*Provided material*
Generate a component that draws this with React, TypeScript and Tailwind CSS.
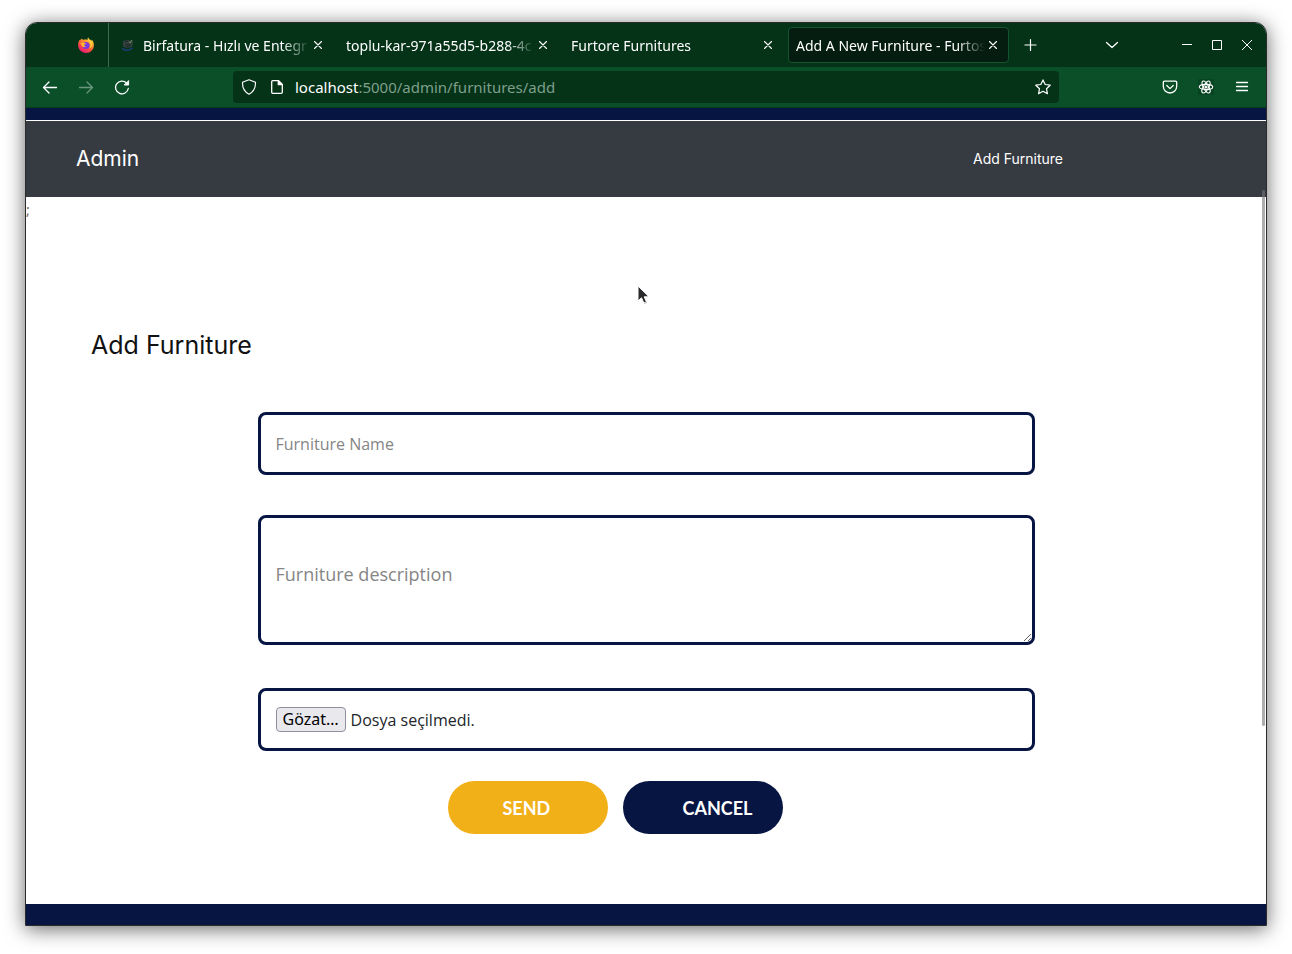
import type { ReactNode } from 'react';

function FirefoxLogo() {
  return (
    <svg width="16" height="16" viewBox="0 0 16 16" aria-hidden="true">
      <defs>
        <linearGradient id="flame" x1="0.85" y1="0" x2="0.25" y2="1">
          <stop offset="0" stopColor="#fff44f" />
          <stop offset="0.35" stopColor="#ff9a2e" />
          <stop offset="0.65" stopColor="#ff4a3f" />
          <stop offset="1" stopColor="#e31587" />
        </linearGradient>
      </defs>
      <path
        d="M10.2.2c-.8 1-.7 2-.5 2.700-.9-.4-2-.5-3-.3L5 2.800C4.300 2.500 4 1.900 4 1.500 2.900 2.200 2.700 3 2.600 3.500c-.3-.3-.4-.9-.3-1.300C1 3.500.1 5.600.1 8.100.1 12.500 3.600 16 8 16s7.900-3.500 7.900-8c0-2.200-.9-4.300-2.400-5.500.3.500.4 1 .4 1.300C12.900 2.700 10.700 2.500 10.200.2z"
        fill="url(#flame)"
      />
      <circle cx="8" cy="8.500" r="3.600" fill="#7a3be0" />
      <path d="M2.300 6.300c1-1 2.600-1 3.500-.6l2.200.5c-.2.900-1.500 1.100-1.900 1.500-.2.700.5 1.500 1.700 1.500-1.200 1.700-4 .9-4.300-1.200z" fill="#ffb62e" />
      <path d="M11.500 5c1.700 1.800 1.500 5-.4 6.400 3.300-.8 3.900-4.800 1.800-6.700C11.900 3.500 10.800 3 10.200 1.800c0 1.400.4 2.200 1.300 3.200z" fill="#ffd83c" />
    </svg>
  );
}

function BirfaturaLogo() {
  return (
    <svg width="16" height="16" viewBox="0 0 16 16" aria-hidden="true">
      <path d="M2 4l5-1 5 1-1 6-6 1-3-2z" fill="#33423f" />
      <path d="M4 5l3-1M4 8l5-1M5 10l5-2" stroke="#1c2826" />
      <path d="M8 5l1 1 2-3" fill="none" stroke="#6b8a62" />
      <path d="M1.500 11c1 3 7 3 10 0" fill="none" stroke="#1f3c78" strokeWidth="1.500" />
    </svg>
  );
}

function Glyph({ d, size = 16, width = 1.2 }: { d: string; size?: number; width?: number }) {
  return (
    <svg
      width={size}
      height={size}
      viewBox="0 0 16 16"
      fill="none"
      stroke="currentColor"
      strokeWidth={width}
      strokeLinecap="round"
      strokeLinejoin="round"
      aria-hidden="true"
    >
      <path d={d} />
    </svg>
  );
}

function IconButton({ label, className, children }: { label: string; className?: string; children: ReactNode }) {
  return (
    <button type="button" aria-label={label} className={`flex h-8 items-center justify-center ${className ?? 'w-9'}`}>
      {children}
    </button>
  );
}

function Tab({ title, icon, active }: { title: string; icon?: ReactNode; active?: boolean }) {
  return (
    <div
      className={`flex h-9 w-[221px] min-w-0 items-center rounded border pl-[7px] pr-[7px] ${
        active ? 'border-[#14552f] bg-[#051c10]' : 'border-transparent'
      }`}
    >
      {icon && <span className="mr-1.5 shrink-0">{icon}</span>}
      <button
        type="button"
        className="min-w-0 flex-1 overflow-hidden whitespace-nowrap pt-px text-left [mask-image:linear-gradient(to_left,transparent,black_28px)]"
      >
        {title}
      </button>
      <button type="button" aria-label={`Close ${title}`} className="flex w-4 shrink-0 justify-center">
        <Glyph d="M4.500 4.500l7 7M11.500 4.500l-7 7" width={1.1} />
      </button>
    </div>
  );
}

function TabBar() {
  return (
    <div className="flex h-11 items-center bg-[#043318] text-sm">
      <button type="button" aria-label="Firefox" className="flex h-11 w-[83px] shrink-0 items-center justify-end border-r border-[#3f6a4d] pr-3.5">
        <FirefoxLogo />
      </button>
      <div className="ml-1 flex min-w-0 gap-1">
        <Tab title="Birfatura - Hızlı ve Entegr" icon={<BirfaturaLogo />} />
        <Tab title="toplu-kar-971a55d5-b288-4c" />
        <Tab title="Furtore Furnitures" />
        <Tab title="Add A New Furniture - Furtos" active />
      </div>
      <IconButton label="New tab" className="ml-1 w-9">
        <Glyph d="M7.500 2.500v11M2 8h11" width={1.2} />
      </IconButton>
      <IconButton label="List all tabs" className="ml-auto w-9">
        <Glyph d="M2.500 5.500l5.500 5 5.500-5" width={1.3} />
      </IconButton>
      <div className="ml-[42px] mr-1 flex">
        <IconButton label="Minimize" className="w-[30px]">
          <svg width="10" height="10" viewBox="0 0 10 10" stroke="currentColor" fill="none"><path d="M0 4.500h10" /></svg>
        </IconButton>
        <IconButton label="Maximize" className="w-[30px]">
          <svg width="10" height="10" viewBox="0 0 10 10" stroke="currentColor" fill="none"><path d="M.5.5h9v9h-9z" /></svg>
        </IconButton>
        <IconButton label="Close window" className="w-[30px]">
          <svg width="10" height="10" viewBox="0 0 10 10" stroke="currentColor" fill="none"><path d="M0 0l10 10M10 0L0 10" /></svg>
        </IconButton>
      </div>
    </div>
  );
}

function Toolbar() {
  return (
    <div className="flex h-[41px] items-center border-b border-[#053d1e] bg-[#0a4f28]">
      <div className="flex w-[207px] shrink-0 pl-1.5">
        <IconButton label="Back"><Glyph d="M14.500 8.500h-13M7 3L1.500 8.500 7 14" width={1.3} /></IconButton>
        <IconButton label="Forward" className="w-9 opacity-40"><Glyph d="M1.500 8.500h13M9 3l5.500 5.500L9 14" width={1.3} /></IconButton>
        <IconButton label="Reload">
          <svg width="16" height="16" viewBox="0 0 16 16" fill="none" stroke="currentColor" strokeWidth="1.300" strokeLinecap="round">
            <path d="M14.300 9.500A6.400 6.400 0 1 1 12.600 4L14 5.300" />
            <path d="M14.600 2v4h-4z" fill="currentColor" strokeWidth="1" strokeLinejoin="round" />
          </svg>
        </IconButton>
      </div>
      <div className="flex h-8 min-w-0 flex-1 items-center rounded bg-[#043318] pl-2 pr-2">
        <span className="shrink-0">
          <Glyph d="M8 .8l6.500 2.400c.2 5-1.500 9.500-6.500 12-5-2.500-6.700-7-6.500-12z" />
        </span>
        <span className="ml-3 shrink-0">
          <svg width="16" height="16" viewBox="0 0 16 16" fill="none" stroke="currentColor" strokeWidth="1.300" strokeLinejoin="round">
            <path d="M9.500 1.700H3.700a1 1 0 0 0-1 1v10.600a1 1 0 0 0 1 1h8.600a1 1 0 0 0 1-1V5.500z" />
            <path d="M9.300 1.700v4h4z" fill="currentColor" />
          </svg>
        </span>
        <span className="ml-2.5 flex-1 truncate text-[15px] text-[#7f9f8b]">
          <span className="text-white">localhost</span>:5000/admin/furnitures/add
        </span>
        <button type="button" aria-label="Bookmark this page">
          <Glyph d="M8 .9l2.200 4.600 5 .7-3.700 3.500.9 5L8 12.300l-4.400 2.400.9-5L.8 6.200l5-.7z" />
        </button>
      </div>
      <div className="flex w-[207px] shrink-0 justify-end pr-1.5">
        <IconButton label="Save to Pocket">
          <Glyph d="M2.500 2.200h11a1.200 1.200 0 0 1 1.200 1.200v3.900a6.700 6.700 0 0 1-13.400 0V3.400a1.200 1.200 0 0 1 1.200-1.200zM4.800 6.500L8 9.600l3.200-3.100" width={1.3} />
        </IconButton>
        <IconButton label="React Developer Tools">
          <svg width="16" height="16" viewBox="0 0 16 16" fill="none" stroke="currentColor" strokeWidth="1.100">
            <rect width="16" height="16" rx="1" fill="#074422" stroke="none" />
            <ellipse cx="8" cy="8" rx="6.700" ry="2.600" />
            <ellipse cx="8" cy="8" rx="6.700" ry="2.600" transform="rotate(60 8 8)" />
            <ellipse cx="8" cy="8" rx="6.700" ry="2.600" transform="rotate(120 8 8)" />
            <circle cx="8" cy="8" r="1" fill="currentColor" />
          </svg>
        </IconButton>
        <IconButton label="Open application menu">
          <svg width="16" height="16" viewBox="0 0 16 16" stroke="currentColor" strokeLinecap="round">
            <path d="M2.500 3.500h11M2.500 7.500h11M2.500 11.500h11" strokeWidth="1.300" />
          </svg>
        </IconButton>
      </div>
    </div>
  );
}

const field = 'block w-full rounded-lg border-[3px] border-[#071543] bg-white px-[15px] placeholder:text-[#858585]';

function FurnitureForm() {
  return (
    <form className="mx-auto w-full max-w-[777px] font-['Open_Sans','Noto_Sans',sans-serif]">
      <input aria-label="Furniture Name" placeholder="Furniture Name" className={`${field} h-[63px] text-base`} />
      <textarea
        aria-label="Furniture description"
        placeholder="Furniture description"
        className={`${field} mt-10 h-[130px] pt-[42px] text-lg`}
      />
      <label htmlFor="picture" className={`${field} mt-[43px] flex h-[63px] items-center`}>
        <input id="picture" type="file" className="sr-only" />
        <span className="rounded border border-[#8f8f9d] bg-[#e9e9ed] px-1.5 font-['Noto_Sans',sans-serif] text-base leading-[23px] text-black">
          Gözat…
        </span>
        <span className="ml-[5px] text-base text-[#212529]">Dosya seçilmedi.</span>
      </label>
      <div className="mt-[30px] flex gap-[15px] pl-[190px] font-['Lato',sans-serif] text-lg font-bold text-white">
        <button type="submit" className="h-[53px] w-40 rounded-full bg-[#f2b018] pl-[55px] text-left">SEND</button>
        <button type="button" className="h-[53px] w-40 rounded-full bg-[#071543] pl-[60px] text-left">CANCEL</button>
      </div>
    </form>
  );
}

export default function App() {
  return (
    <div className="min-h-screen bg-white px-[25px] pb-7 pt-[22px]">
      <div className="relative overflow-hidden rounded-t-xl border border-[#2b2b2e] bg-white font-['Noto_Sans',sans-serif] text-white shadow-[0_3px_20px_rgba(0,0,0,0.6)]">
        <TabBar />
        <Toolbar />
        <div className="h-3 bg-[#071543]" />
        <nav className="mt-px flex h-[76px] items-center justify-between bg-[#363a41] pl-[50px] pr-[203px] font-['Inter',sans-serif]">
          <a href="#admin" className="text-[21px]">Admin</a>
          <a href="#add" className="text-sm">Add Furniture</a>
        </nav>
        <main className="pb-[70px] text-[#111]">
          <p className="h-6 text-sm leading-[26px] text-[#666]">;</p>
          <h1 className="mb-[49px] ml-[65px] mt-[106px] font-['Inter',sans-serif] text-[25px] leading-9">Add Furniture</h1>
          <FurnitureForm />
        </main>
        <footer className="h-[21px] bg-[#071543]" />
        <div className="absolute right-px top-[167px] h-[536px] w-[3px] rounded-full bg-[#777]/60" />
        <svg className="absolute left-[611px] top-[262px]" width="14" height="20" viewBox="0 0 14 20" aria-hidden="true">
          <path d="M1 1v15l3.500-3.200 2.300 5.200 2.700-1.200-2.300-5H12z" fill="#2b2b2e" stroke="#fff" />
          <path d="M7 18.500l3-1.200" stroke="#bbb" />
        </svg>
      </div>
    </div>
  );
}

*Problem details*
Copy each line of the listing in which the word "this" can be found.

*Task output*
Generate a component that draws this with React, TypeScript and Tailwind CSS.
        <button type="button" aria-label="Bookmark this page">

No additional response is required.